Bazen bizi canlı tutan ana organlarımızdan kalbi düşünüyorum (Allah birçok ayette düşünmeyi övüyor). Malum, kalbimizin ana vazifesi kanı vücut içinde devridaim etmek, yani sürekli kan pompalama görevi yapmaktır. Bildiğim kadarıyla henüz bir insanın normal yaşam süresince (70-80 yıl) 24 saat kesintisiz çalışacak bir pompa üretilememiştir. Uğraşılıp yapılabilir mi? Sanmıyorum.

Kalbimiz irademiz dışında kendi kendine çalışıyor. Yaratıcı tarafından öyle programlanmış ki ihtiyaç duyduğunda bizim müdahalemiz olmadan hızlanıyor veya yavaşlıyor ancak durmuyor.
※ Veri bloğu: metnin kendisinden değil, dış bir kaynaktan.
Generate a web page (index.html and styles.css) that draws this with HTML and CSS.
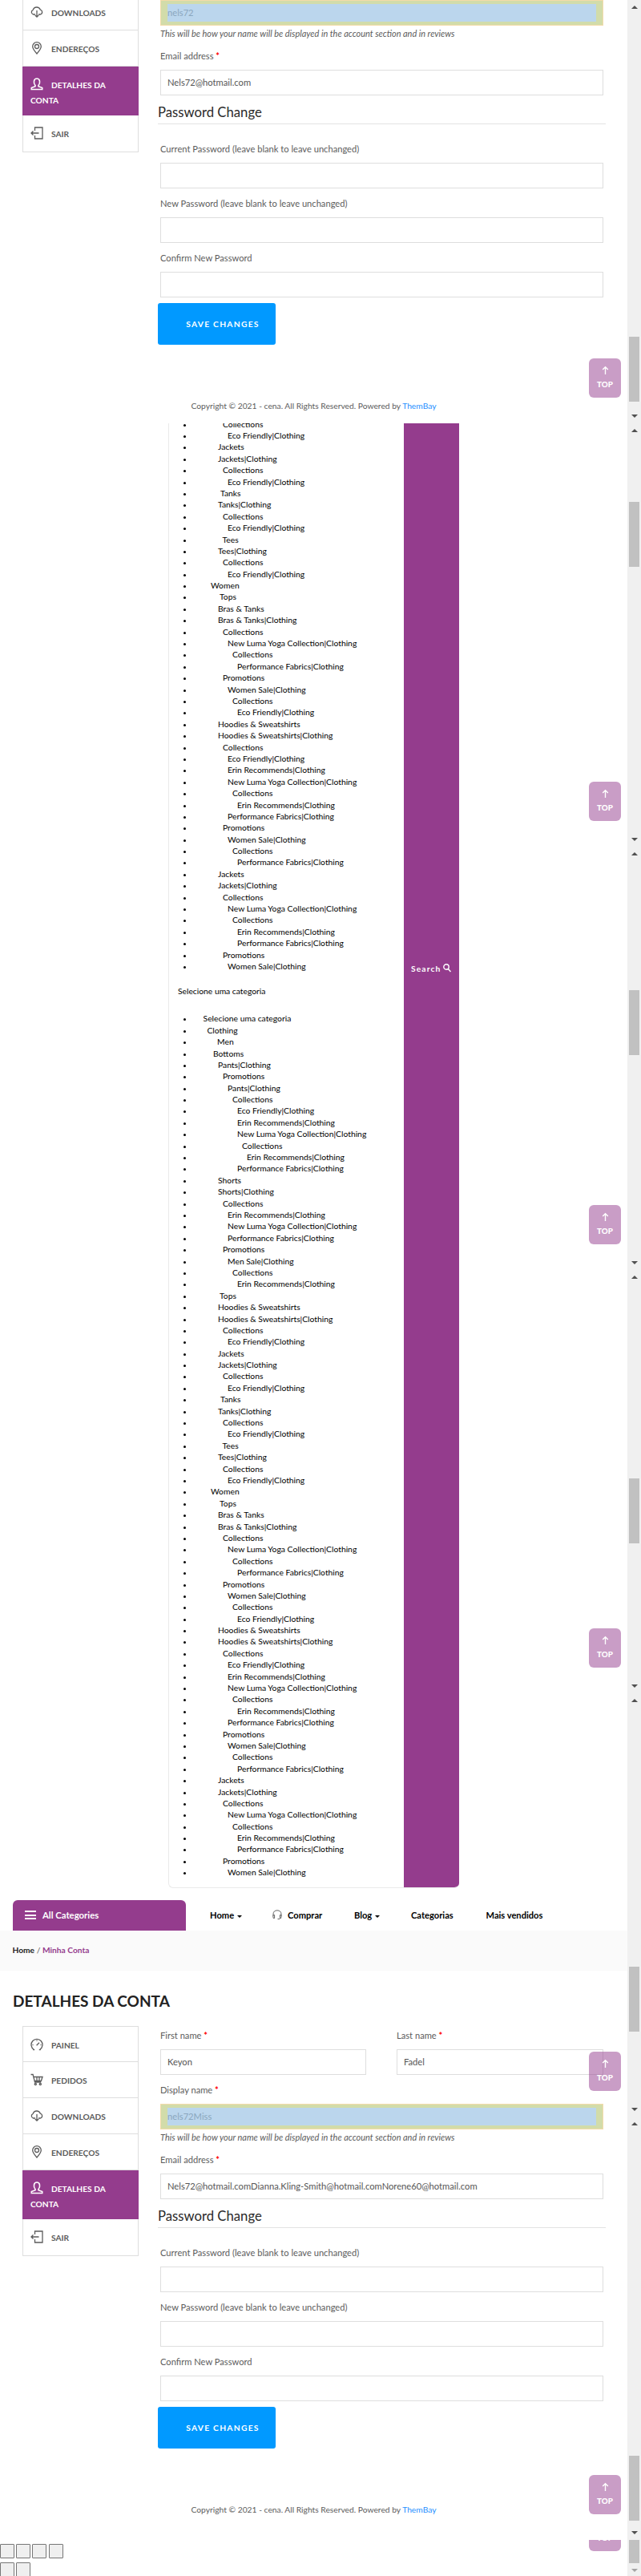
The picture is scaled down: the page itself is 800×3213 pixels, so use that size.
FILE: index.html
```html
<!DOCTYPE html>
<html lang="pt">
<head>
<meta charset="utf-8">
<title>Minha Conta</title>
<link rel="stylesheet" href="styles.css">
</head>
<body>
<svg class="defs">
  <symbol id="gauge" viewBox="0 0 16 16"><path d="M4.2 14.2A7 7 0 1 1 11.8 14.2M3.2 14.6h2M10.8 14.6h2M7.6 9.2L11 5.8M2.5 8.5h1M12.5 8.5h1M8 2.8v1"/></symbol>
  <symbol id="cart" viewBox="0 0 16 16"><path d="M.5 1.5h2.6l2.4 9.5h7.700M4 4.500h11l-1.600 5H5.200M8 4.500v5M11 4.500v5"/><circle cx="6.300" cy="13.500" r="1.100"/><circle cx="12.300" cy="13.500" r="1.100"/></symbol>
  <symbol id="cloud" viewBox="0 0 16 16"><path d="M6 11H3.6A3 3 0 0 1 3.200 5.300A4.800 4.800 0 0 1 12.300 5.200A3 3 0 0 1 12.500 11H10M8 6v8M5.800 12L8 14.200L10.200 12"/></symbol>
  <symbol id="pin" viewBox="0 0 16 16"><path d="M8 15C5 11.500 2.700 8.500 2.700 6a5.300 5.300 0 0 1 10.600 0C13.300 8.500 11 11.500 8 15z"/><circle cx="8" cy="6" r="2.500"/></symbol>
  <symbol id="user" viewBox="0 0 16 16"><path d="M6 9.500C3.300 6.500 4 1 8 1s4.700 5.500 2 8.500v1.300l4.700 1.700v2H1.300v-2L6 10.800z"/></symbol>
  <symbol id="exit" viewBox="0 0 16 16"><path d="M5.500 5V1h9.500v14H5.500v-4M1 8h9.500M3.500 5.500L1 8l2.500 2.500"/></symbol>
  <symbol id="up" viewBox="0 0 10 12"><path d="M5 11.500V1.500M1.300 5L5 1.300L8.700 5"/></symbol>
</svg>
<div class="page">
<main class="content">

<section class="capture">
  <div class="account">
    <ul class="menu menu-cut">
      <li><svg><use href="#cloud"/></svg>DOWNLOADS</li>
      <li><svg><use href="#pin"/></svg>ENDEREÇOS</li>
      <li class="active"><svg><use href="#user"/></svg>DETALHES DA CONTA</li>
      <li><svg><use href="#exit"/></svg>SAIR</li>
    </ul>
    <form class="form">
      <div class="input marked"><span>nels72</span></div>
      <em class="note">This will be how your name will be displayed in the account section and in reviews</em>
      <label>Email address <b>*</b></label>
      <div class="input">Nels72@hotmail.com</div>
      <h3>Password Change</h3>
      <label>Current Password (leave blank to leave unchanged)</label>
      <div class="input"></div>
      <label class="gap">New Password (leave blank to leave unchanged)</label>
      <div class="input"></div>
      <label class="gap">Confirm New Password</label>
      <div class="input"></div>
      <button type="button" class="save">SAVE CHANGES</button>
    </form>
  </div>
  <footer>Copyright © 2021 - cena. All Rights Reserved. Powered by <a>ThemBay</a></footer>
</section>

<section class="search">
  <div class="lists">
    <ul class="cats cats-cut">
      <li class="l4">Collections</li>
      <li class="l5">Eco Friendly|Clothing</li>
      <li class="l3">Jackets</li>
      <li class="l3">Jackets|Clothing</li>
      <li class="l4">Collections</li>
      <li class="l5">Eco Friendly|Clothing</li>
      <li class="tanks">Tanks</li>
      <li class="l3">Tanks|Clothing</li>
      <li class="l4">Collections</li>
      <li class="l5">Eco Friendly|Clothing</li>
      <li class="tees">Tees</li>
      <li class="l3">Tees|Clothing</li>
      <li class="l4">Collections</li>
      <li class="l5">Eco Friendly|Clothing</li>
      <li class="women">Women</li>
      <li class="tops">Tops</li>
      <li class="l3">Bras &amp; Tanks</li>
      <li class="l3">Bras &amp; Tanks|Clothing</li>
      <li class="l4">Collections</li>
      <li class="l5">New Luma Yoga Collection|Clothing</li>
      <li class="l6">Collections</li>
      <li class="l7">Performance Fabrics|Clothing</li>
      <li class="l4">Promotions</li>
      <li class="l5">Women Sale|Clothing</li>
      <li class="l6">Collections</li>
      <li class="l7">Eco Friendly|Clothing</li>
      <li class="l3">Hoodies &amp; Sweatshirts</li>
      <li class="l3">Hoodies &amp; Sweatshirts|Clothing</li>
      <li class="l4">Collections</li>
      <li class="l5">Eco Friendly|Clothing</li>
      <li class="l5">Erin Recommends|Clothing</li>
      <li class="l5">New Luma Yoga Collection|Clothing</li>
      <li class="l6">Collections</li>
      <li class="l7">Erin Recommends|Clothing</li>
      <li class="l5">Performance Fabrics|Clothing</li>
      <li class="l4">Promotions</li>
      <li class="l5">Women Sale|Clothing</li>
      <li class="l6">Collections</li>
      <li class="l7">Performance Fabrics|Clothing</li>
      <li class="l3">Jackets</li>
      <li class="l3">Jackets|Clothing</li>
      <li class="l4">Collections</li>
      <li class="l5">New Luma Yoga Collection|Clothing</li>
      <li class="l6">Collections</li>
      <li class="l7">Erin Recommends|Clothing</li>
      <li class="l7">Performance Fabrics|Clothing</li>
      <li class="l4">Promotions</li>
      <li class="l5">Women Sale|Clothing</li>
    </ul>
    <p>Selecione uma categoria</p>
    <ul class="cats">
      <li class="l0">Selecione uma categoria</li>
      <li class="l1">Clothing</li>
      <li class="men">Men</li>
      <li class="l2">Bottoms</li>
      <li class="l3">Pants|Clothing</li>
      <li class="l4">Promotions</li>
      <li class="l5">Pants|Clothing</li>
      <li class="l6">Collections</li>
      <li class="l7">Eco Friendly|Clothing</li>
      <li class="l7">Erin Recommends|Clothing</li>
      <li class="l7">New Luma Yoga Collection|Clothing</li>
      <li class="l8">Collections</li>
      <li class="l9">Erin Recommends|Clothing</li>
      <li class="l7">Performance Fabrics|Clothing</li>
      <li class="l3">Shorts</li>
      <li class="l3">Shorts|Clothing</li>
      <li class="l4">Collections</li>
      <li class="l5">Erin Recommends|Clothing</li>
      <li class="l5">New Luma Yoga Collection|Clothing</li>
      <li class="l5">Performance Fabrics|Clothing</li>
      <li class="l4">Promotions</li>
      <li class="l5">Men Sale|Clothing</li>
      <li class="l6">Collections</li>
      <li class="l7">Erin Recommends|Clothing</li>
      <li class="tops">Tops</li>
      <li class="l3">Hoodies &amp; Sweatshirts</li>
      <li class="l3">Hoodies &amp; Sweatshirts|Clothing</li>
      <li class="l4">Collections</li>
      <li class="l5">Eco Friendly|Clothing</li>
      <li class="l3">Jackets</li>
      <li class="l3">Jackets|Clothing</li>
      <li class="l4">Collections</li>
      <li class="l5">Eco Friendly|Clothing</li>
      <li class="tanks">Tanks</li>
      <li class="l3">Tanks|Clothing</li>
      <li class="l4">Collections</li>
      <li class="l5">Eco Friendly|Clothing</li>
      <li class="tees">Tees</li>
      <li class="l3">Tees|Clothing</li>
      <li class="l4">Collections</li>
      <li class="l5">Eco Friendly|Clothing</li>
      <li class="women">Women</li>
      <li class="tops">Tops</li>
      <li class="l3">Bras &amp; Tanks</li>
      <li class="l3">Bras &amp; Tanks|Clothing</li>
      <li class="l4">Collections</li>
      <li class="l5">New Luma Yoga Collection|Clothing</li>
      <li class="l6">Collections</li>
      <li class="l7">Performance Fabrics|Clothing</li>
      <li class="l4">Promotions</li>
      <li class="l5">Women Sale|Clothing</li>
      <li class="l6">Collections</li>
      <li class="l7">Eco Friendly|Clothing</li>
      <li class="l3">Hoodies &amp; Sweatshirts</li>
      <li class="l3">Hoodies &amp; Sweatshirts|Clothing</li>
      <li class="l4">Collections</li>
      <li class="l5">Eco Friendly|Clothing</li>
      <li class="l5">Erin Recommends|Clothing</li>
      <li class="l5">New Luma Yoga Collection|Clothing</li>
      <li class="l6">Collections</li>
      <li class="l7">Erin Recommends|Clothing</li>
      <li class="l5">Performance Fabrics|Clothing</li>
      <li class="l4">Promotions</li>
      <li class="l5">Women Sale|Clothing</li>
      <li class="l6">Collections</li>
      <li class="l7">Performance Fabrics|Clothing</li>
      <li class="l3">Jackets</li>
      <li class="l3">Jackets|Clothing</li>
      <li class="l4">Collections</li>
      <li class="l5">New Luma Yoga Collection|Clothing</li>
      <li class="l6">Collections</li>
      <li class="l7">Erin Recommends|Clothing</li>
      <li class="l7">Performance Fabrics|Clothing</li>
      <li class="l4">Promotions</li>
      <li class="l5">Women Sale|Clothing</li>
    </ul>
  </div>
  <div class="search-btn">Search<svg viewBox="0 0 10 11"><circle cx="4" cy="4" r="3.200"/><path d="M6.300 6.500L9.500 10"/></svg></div>
</section>

<nav class="nav">
  <div class="all"><i class="burger"></i>All Categories</div>
  <span class="n1">Home<i class="caret"></i></span>
  <span class="n2"><svg viewBox="0 0 12 12"><path d="M1 7.500V5.500C1 2.500 3 .8 6 .8s5 1.700 5 4.700v2M1 6.500h1.600v4H1.200L.8 8zM11 6.500H9.400v4h1.200l.6-2.500zM10 10.500L9 11.500H6.500"/></svg>Comprar</span>
  <span class="n3">Blog<i class="caret"></i></span>
  <span class="n4">Categorias</span>
  <span class="n5">Mais vendidos</span>
</nav>
<div class="crumbs"><strong>Home</strong> / <span>Minha Conta</span></div>

<section class="details">
  <h1>DETALHES DA CONTA</h1>
  <div class="account">
    <ul class="menu menu-full">
      <li><svg><use href="#gauge"/></svg>PAINEL</li>
      <li><svg><use href="#cart"/></svg>PEDIDOS</li>
      <li><svg><use href="#cloud"/></svg>DOWNLOADS</li>
      <li><svg><use href="#pin"/></svg>ENDEREÇOS</li>
      <li class="active"><svg><use href="#user"/></svg>DETALHES DA CONTA</li>
      <li><svg><use href="#exit"/></svg>SAIR</li>
    </ul>
    <form class="form">
      <div class="names">
        <div><label>First name <b>*</b></label><div class="input">Keyon</div></div>
        <div><label>Last name <b>*</b></label><div class="input">Fadel</div></div>
      </div>
      <label class="gap">Display name <b>*</b></label>
      <div class="input marked"><span>nels72Miss</span></div>
      <em class="note">This will be how your name will be displayed in the account section and in reviews</em>
      <label>Email address <b>*</b></label>
      <div class="input">Nels72@hotmail.comDianna.Kling-Smith@hotmail.comNorene60@hotmail.com</div>
      <h3>Password Change</h3>
      <label>Current Password (leave blank to leave unchanged)</label>
      <div class="input"></div>
      <label class="gap">New Password (leave blank to leave unchanged)</label>
      <div class="input"></div>
      <label class="gap">Confirm New Password</label>
      <div class="input"></div>
      <button type="button" class="save">SAVE CHANGES</button>
    </form>
  </div>
  <footer>Copyright © 2021 - cena. All Rights Reserved. Powered by <a>ThemBay</a></footer>
</section>
<div class="boxes">
  <div><i></i><i></i><i></i><i></i></div>
  <div><i></i><i></i></div>
</div>
</main>

<aside class="rail">
  <div class="track"><i class="up"></i><i class="thumb" style="margin-top:408px"></i><i class="down"></i><div class="top"><svg><use href="#up"/></svg>TOP</div></div>
  <div class="track"><i class="up"></i><i class="thumb" style="margin-top:86px"></i><i class="down"></i><div class="top"><svg><use href="#up"/></svg>TOP</div></div>
  <div class="track"><i class="up"></i><i class="thumb" style="margin-top:167px"></i><i class="down"></i><div class="top"><svg><use href="#up"/></svg>TOP</div></div>
  <div class="track"><i class="up"></i><i class="thumb" style="margin-top:248px"></i><i class="down"></i><div class="top"><svg><use href="#up"/></svg>TOP</div></div>
  <div class="track"><i class="up"></i><i class="thumb" style="margin-top:329px"></i><i class="down"></i><div class="top"><svg><use href="#up"/></svg>TOP</div></div>
  <div class="track"><i class="up"></i><i class="thumb" style="margin-top:411px"></i><i class="down"></i><div class="top"><svg><use href="#up"/></svg>TOP</div></div>
  <div class="track last"><i class="thumb"></i><i class="down"></i><div class="top"><svg><use href="#up"/></svg>TOP</div></div>
</aside>
</div>
</body>
</html>
```
FILE: styles.css
```css
* { box-sizing: border-box; }
body { margin: 0; background: #fff; font-family: Lato, "Open Sans", sans-serif; font-size: 10.3px; color: #5c5c5c; }
ul { margin: 0; padding: 0; }
i { font-style: normal; }
.defs { display: none; }
.page { display: flex; width: 800px; height: 3213px; overflow: hidden; }
.content { width: 783px; flex: none; }

.capture { height: 528px; overflow: hidden; }
.account { display: flex; padding-left: 28px; align-items: flex-start; }

.menu { width: 145px; list-style: none; border: 1px solid #dedede; border-bottom: 0; flex: none; }
.menu-cut { border-top: 0; margin-top: -7px; }
.menu-full { margin-top: 3px; }
.menu li { height: 45px; padding: 14px 9px 0; line-height: 19.3px; font-size: 10.2px; font-weight: bold; border-bottom: 1px solid #dedede; }
.menu-full li:first-child { height: 44px; }
.menu .active { height: 61px; margin: 0 -1px; padding-left: 10px; background: #943c8d; border-color: #943c8d; color: #fff; }
.menu li:last-child { height: 46px; }
.menu svg { width: 16px; height: 16px; margin: -5px 10px 0 0; vertical-align: middle; fill: none; stroke: currentColor; stroke-width: 1.3; }
.menu .active svg { stroke-width: 1.6; }

.form { width: 559px; margin-left: 24px; padding: 0 3px; display: flex; flex-direction: column; }
.form label { height: 32px; line-height: 30px; font-size: 11.15px; }
.form label b { color: #f00; }
.form .gap { margin-top: 4px; }
.input { height: 32px; padding: 0 8px; border: 1px solid #dedede; line-height: 30px; font-size: 11.2px; color: #555; }
.marked { padding: 4px 8px; background: #d2dcaa; border-color: #f3dba9; }
.marked span { display: block; height: 22px; line-height: 22px; background: #bbd6ed; color: #8ba7be; }
.note { height: 23px; line-height: 20px; font-size: 10.95px; }
.names { display: grid; grid-template-columns: 257px 258px; justify-content: space-between; }
.names > div { display: flex; flex-direction: column; }
.form h3 { margin: 7px -3px 16px; height: 29px; line-height: 28px; font-size: 16.7px; font-weight: 400; color: #2a2a2a; border-bottom: 1px solid #e3e3e3; }
.save { width: 147px; height: 52px; margin: 7px 0 0 -3px; padding: 0 0 1px 15px; border: 0; border-radius: 3px; background: #0199ff; color: #fff; font: bold 10.3px Lato, sans-serif; letter-spacing: 1.25px; }
footer { margin-top: 67px; line-height: 19px; text-align: center; font-size: 10.27px; }
footer a { color: #1e90ff; }

.search { display: flex; width: 363px; height: 1827px; margin-left: 210px; overflow: hidden; border: 1px solid #eaeaea; border-top: 0; border-right: 0; border-radius: 0 0 6px 6px; color: #000; }
.lists { width: 293px; }
.lists p { margin: 0 0 0 11px; height: 51px; line-height: 49px; }
.cats { padding-left: 31px; font-size: 10.34px; line-height: 14.4px; }
.cats-cut { margin-top: -6.4px; }
.cats li { height: 14.4px; white-space: nowrap; }
.l0 { padding-left: 11.6px; }
.l1 { padding-left: 16.4px; }
.l2 { padding-left: 24px; }
.l3 { padding-left: 30px; }
.l4 { padding-left: 36px; }
.l5 { padding-left: 42px; }
.l6 { padding-left: 48px; }
.l7 { padding-left: 54px; }
.l8 { padding-left: 60px; }
.l9 { padding-left: 66px; }
.men { padding-left: 29px; }
.women { padding-left: 21px; }
.tops { padding-left: 32px; }
.tanks { padding-left: 33px; }
.tees { padding-left: 35.5px; }
.search-btn { flex: 1; padding: 672px 0 0 9px; background: #943c8d; color: #fff; font-weight: bold; line-height: 16px; letter-spacing: 1.1px; white-space: nowrap; }
.search-btn svg { width: 10px; height: 11px; margin-left: 3px; vertical-align: -1px; fill: none; stroke: #fff; stroke-width: 1.4; }

.nav { display: flex; height: 53px; padding: 15px 0 0 16px; line-height: 38px; font-size: 11.15px; font-weight: bold; color: #000; white-space: nowrap; }
.all { display: flex; align-items: center; width: 216px; height: 38px; padding-left: 15px; background: #943c8d; border-radius: 6px 6px 0 0; color: #fff; font-size: 11.35px; }
.burger { width: 14px; height: 11px; margin: -1px 8px 0 0; border-top: 2px solid #fff; border-bottom: 2px solid #fff; display: flex; align-items: center; }
.burger::before { content: ""; width: 14px; height: 2px; background: #fff; }
.caret { display: inline-block; margin-left: 4px; border: 3px solid transparent; border-top-color: #000; border-bottom: 0; vertical-align: 1px; }
.n1 { width: 78px; margin-left: 30px; }
.n2 { width: 102px; }
.n2 svg { width: 12px; height: 12px; margin-right: 7px; vertical-align: -1px; fill: none; stroke: #555; stroke-width: .9; }
.n3 { width: 71px; }
.n4 { width: 93.5px; }

.crumbs { height: 50px; padding-left: 15.5px; background: #fafafa; line-height: 48px; }
.crumbs strong { color: #222; font-size: 10.2px; }
.crumbs span { color: #943c8d; font-size: 10.2px; font-weight: bold; }
.details { height: 710px; }
.details h1 { margin: 0 0 0 16px; height: 66px; line-height: 76px; font-size: 19px; color: #222; }

.boxes { display: flex; flex-direction: column; gap: 5px; padding-top: 5px; }
.boxes div { display: flex; gap: 2px; }
.boxes i { width: 18px; height: 18px; background: #efefef; border: 1px solid #767676; border-radius: 1px; }
.boxes i:nth-child(4) { margin-left: 1px; }

.rail { width: 17px; flex: none; background: #f0f0f0; }
.track { position: relative; display: flex; flex-direction: column; align-items: center; height: 528px; padding: 7px 0; }
.track .up { border: 4px solid transparent; border-top: 0; border-bottom: 4px solid #505050; margin-bottom: 1px; }
.track .down { margin-top: auto; border: 4px solid transparent; border-bottom: 0; border-top: 4px solid #505050; }
.thumb { width: 13px; height: 81px; background: #c1c1c1; }
.top { position: absolute; right: 25px; top: 447px; width: 40px; height: 49px; border-radius: 6px; background: rgba(148, 60, 141, .5); color: #fff; display: flex; flex-direction: column; align-items: center; padding-top: 9px; font-size: 9.8px; font-weight: 900; line-height: 12px; }
.top svg { width: 9px; height: 12px; margin-bottom: 5px; fill: none; stroke: #fff; stroke-width: 1.5; }
.last { height: 45px; padding: 0 0 5px; clip-path: inset(0 0 0 -60px); }
.last .thumb { height: 29px; }
.last .down { border-top-color: #a3a3a3; }
.last .top { top: -35px; }
```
Yaşamamız bu pompanın sağlıklı çalışmasına bağlı. Herhangi bir nedenle (kalp krizi vs.) kalbin dört dakikadan daha fazla durması insan hayatını bitirir veya duran kalp 10 dakikaya kadar çalıştırılabilinirse vücutta ağır hasar bırakarak yaşam sürdürülebilir. Tabiî çalıştırılabilinirse... Bu hayatî organımızın bir an durması, kibirlendiğimiz bu dünya ile bağımızı koparıp  bizi bir karış toprak altına sokabilir. Bütün kibrimiz, havamız, haddimizi aşmamız bu yumruk büyüklüğündeki organa bağlı. O halde hangi hakla, hangi akılla haddimizi aşıyoruz?

Yüce Allah İnfitar Suresinde: “Ey insan! Seni yaratan, şekillendirip ölçülü yapan, dilediği bir biçimde seni oluşturan cömert Rabbine karşı seni ne aldattı?” diye soruyor.

Evet, bizi ne aldattı? Kibrimiz mi, tevazuyu elden bırakmamız mı? Yine Yüce Allah bir çok ayette “Keşke bilseler!” ifadesiyle bizi uyarıyor. Rabbim bizleri “Keşke bilseler” sözünü unutturacak bir yaşamdan korusun.